▶ SET TASK
Search the records that follow and extract every line containing the string "index".

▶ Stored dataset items
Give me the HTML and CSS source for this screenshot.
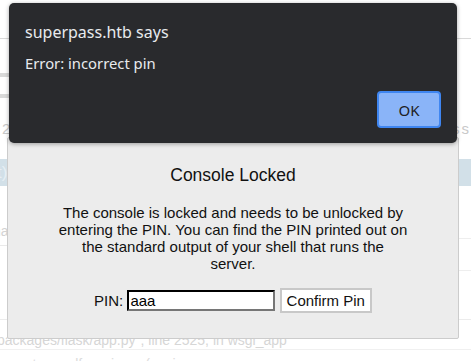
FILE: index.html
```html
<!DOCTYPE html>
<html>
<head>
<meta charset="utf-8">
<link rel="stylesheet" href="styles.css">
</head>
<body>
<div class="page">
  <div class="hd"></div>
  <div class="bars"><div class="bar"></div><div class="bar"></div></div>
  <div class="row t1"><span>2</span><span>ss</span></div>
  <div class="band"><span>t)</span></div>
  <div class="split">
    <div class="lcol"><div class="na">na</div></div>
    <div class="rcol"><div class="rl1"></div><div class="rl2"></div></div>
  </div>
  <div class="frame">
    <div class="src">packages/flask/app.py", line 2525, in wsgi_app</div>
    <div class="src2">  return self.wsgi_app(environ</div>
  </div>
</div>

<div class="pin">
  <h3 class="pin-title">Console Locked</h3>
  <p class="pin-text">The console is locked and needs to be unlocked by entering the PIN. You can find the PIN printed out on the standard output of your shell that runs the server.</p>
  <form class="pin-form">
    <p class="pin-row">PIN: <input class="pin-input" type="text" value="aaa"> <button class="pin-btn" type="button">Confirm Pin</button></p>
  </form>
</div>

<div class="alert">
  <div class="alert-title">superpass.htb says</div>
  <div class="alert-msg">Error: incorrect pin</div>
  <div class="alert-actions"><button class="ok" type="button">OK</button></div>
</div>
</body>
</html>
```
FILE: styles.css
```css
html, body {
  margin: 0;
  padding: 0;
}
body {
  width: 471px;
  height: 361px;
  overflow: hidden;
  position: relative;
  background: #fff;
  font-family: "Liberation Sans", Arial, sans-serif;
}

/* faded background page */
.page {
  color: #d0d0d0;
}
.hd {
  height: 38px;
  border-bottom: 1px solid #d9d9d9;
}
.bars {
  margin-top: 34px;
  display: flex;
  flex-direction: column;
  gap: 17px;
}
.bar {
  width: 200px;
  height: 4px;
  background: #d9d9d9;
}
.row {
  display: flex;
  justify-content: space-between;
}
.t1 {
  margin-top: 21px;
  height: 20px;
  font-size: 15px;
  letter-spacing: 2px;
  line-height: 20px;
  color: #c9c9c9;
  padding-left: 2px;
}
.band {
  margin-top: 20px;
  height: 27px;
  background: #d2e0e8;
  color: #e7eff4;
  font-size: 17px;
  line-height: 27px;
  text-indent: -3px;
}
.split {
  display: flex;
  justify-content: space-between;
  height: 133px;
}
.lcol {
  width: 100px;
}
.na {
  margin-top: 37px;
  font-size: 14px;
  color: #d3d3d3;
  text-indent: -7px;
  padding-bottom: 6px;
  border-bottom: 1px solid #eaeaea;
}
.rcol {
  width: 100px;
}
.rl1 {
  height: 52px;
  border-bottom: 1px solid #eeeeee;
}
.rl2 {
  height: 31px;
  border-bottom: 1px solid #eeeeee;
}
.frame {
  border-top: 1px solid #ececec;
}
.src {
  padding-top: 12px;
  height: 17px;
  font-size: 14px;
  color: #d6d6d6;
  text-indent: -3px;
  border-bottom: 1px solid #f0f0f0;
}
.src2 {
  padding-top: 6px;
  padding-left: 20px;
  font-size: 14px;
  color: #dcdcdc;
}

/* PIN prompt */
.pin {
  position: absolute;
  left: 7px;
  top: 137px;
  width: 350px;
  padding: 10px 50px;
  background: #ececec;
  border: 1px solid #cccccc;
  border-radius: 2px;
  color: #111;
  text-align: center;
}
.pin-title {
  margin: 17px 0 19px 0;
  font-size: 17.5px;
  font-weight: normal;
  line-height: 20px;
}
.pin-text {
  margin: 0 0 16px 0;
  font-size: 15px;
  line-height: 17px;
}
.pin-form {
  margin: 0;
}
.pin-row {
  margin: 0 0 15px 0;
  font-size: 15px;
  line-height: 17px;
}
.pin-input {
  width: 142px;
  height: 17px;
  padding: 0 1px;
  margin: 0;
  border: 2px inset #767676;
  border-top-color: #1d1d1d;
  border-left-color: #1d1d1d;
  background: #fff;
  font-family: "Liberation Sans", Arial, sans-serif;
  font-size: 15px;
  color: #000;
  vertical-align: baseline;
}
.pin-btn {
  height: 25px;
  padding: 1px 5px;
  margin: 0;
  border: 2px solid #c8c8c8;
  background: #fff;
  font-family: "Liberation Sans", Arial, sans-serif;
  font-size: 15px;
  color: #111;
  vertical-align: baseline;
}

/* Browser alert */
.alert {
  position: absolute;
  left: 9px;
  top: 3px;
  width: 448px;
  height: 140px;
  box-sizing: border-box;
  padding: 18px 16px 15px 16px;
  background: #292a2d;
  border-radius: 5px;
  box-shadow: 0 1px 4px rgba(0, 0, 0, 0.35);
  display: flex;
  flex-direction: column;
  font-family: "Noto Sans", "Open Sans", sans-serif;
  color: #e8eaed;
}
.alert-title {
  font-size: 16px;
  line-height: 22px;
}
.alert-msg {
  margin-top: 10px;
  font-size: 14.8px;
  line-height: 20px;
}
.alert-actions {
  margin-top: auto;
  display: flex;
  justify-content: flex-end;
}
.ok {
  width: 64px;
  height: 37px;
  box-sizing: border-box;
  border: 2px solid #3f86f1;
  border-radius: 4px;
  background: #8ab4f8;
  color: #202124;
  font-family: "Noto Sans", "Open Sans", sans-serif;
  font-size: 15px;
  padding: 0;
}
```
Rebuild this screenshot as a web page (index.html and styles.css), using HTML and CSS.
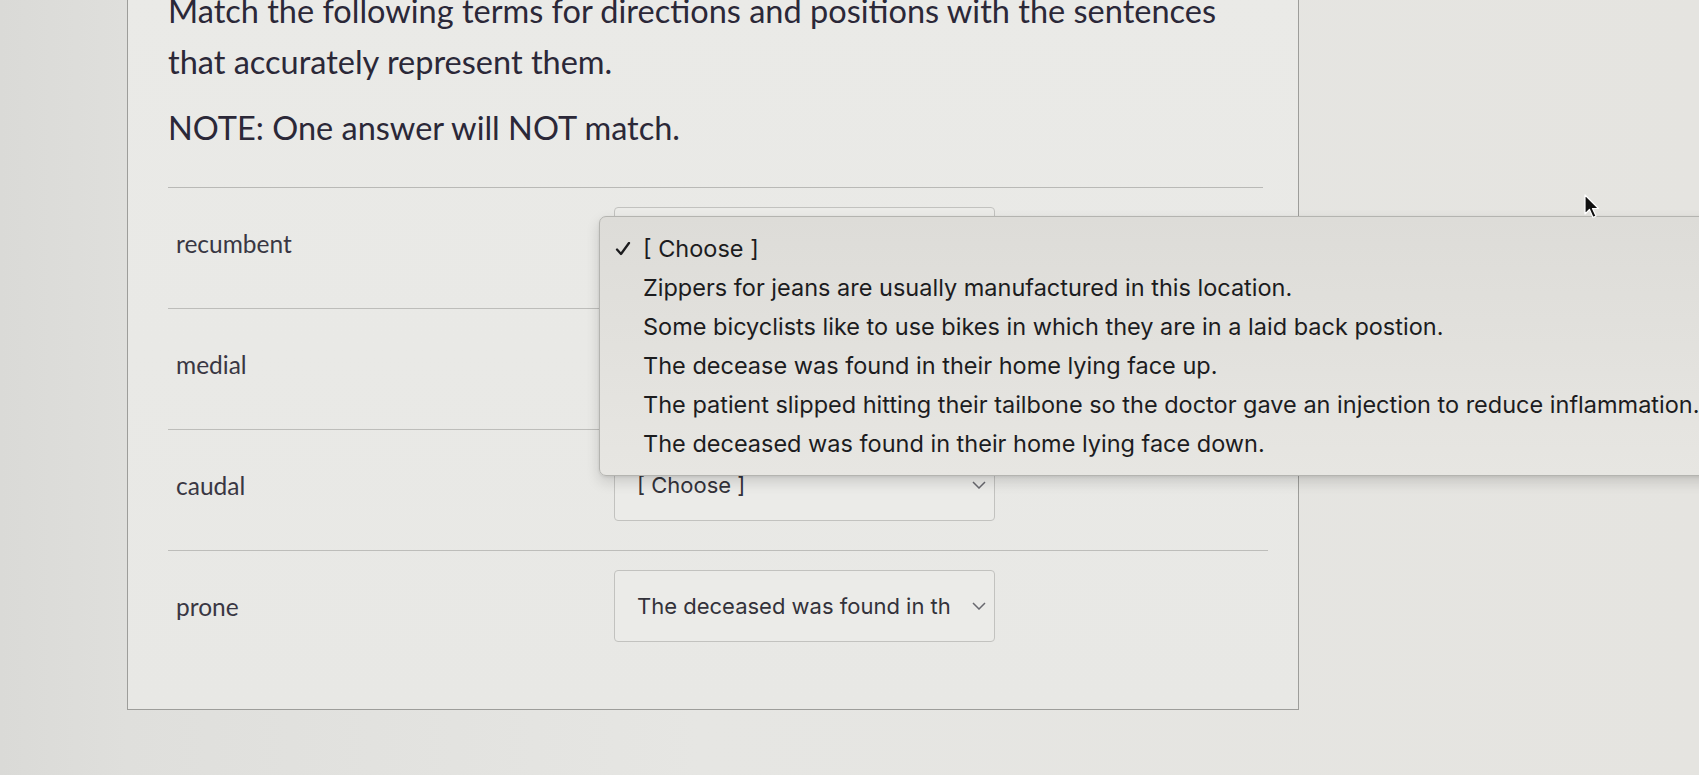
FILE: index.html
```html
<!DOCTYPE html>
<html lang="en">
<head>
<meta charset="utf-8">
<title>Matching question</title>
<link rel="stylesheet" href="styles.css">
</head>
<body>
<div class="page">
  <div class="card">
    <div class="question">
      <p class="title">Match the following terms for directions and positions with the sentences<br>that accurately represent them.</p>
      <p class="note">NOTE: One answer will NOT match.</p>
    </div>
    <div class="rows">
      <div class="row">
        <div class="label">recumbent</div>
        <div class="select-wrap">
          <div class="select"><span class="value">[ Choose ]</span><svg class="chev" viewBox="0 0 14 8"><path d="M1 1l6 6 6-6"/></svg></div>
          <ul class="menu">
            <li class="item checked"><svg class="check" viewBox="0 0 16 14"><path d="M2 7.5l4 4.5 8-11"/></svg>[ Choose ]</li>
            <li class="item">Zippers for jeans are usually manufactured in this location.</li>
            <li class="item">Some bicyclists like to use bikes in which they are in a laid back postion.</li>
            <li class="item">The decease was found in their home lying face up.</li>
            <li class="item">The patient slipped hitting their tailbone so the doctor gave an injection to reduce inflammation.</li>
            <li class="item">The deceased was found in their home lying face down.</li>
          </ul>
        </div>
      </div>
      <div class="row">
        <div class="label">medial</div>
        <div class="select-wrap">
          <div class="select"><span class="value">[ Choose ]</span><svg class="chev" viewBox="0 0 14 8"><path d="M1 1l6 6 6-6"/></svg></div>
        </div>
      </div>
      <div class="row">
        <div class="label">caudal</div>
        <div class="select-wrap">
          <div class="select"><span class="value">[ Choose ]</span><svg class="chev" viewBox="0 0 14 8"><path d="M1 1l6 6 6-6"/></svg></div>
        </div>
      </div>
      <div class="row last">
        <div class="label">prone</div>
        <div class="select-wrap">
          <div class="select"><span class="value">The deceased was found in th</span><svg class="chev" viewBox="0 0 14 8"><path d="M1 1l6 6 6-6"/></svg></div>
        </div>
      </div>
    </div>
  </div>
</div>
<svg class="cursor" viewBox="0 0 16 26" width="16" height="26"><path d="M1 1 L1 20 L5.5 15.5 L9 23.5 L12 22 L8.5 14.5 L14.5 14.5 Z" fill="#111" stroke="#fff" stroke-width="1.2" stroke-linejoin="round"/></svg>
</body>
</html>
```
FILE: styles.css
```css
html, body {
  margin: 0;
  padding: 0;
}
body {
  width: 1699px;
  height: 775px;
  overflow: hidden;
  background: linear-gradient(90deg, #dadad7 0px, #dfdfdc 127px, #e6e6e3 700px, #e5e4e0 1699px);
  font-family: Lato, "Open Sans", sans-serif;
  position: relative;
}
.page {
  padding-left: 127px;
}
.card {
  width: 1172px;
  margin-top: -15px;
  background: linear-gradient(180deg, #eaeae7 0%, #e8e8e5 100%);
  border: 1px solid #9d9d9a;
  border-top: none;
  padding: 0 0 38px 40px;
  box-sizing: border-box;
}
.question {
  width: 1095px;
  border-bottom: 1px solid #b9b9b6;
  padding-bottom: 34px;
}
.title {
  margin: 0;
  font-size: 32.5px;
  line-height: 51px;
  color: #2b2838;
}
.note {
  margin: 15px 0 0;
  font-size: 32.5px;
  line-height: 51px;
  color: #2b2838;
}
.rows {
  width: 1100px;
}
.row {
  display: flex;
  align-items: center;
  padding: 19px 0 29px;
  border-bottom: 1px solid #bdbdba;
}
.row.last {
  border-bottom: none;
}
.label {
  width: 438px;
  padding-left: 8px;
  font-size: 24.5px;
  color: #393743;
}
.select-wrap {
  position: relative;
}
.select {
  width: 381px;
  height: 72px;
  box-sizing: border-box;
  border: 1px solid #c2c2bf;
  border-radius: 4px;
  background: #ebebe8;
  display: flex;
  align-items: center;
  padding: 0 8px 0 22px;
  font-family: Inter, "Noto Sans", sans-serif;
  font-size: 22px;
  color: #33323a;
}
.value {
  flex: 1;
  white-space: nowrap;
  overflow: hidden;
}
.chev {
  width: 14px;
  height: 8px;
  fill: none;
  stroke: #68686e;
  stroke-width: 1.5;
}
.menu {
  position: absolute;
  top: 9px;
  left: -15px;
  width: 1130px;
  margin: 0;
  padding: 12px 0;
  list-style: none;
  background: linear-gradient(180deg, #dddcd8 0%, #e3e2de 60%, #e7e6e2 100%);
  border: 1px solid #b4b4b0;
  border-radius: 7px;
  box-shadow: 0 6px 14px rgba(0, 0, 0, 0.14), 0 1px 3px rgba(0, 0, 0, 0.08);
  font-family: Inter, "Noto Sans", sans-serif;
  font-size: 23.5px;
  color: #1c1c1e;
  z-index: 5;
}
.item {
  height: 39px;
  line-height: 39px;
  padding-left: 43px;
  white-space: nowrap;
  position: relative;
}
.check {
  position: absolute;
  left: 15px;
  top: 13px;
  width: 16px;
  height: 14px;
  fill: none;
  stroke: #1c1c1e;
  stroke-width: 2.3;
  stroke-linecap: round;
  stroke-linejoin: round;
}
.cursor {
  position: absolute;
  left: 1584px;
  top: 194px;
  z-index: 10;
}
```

▶ TASK RESPONSE
FILE: index.html
Rebuild this screenshot as a web page (index.html and styles.css), using HTML and CSS.
FILE: index.html
  z-index: 5;
  z-index: 10;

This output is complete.